Their dreams, their hopes, their drive…
Listen to what they have to say!
Last week, twelve youth nominated by UNICEF and the UN Girls’ Education Initiative (UNGEI), came to New York City to participate to Malala Day.
Youth nominees, between the ages 13 to 25, came from the United States, United Kingdom, Hong Kong, Zimbabwe, Spain, Nicaragua, Kosovo, Korea, Pakistan, the Gambia, and Uganda.
Many of the youth are advocates for global education in their home countries. Christina Ramsay, 24, from London, was chosen to attend Malala Day because of her work campaigning on climate change and the IF campaign for UNICEF UK. She said she is here for Malala Day because, “Education doesn’t hinder; it enhances your abilities.”

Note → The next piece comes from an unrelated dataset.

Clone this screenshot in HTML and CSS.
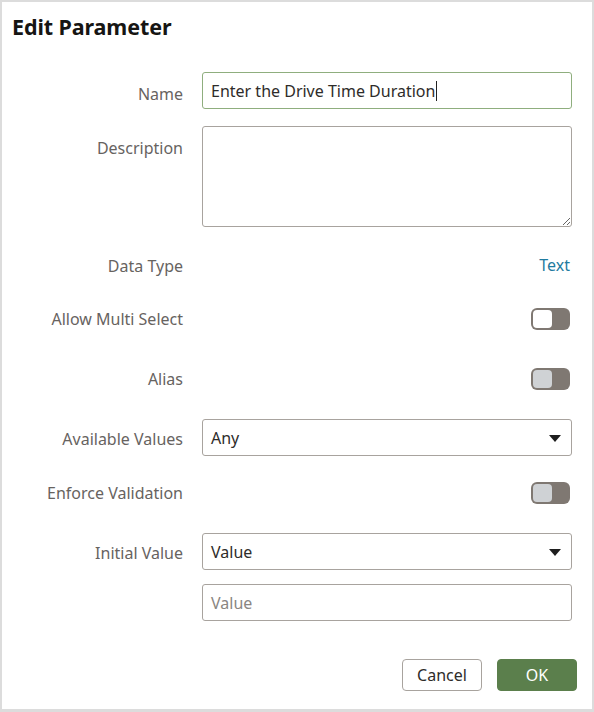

Mia Tsang, 13, from the United States, was chosen to attend Malala Day by UNICEF’s “Let Us Learn” initiative for her fundraising and advocacy work. She previously organized a fundraiser on the drought in Somalia and plans to continue to raise awareness at her high school in upstate New York.
Modou Nyang, 24, from the Gambia, works on women’s education for FAWEGAM. On the importance of education, he said, “Being the first in my family to go to a conventional school has really saved my life.”
On July 12th, the young people participated to Malala Day events including the Youth Assembly where Malala Yousafzai marked her 16th birthday with an inspirational speech on education and the Closing Ceremony where UNICEF Goodwill Ambassador Angelique Kidjo shared her personal story and performed several songs.
UNICEF was happy to welcome these youth whose work is an inspiration to us all and who will continue to advocate for education for every girl and boy in their countries.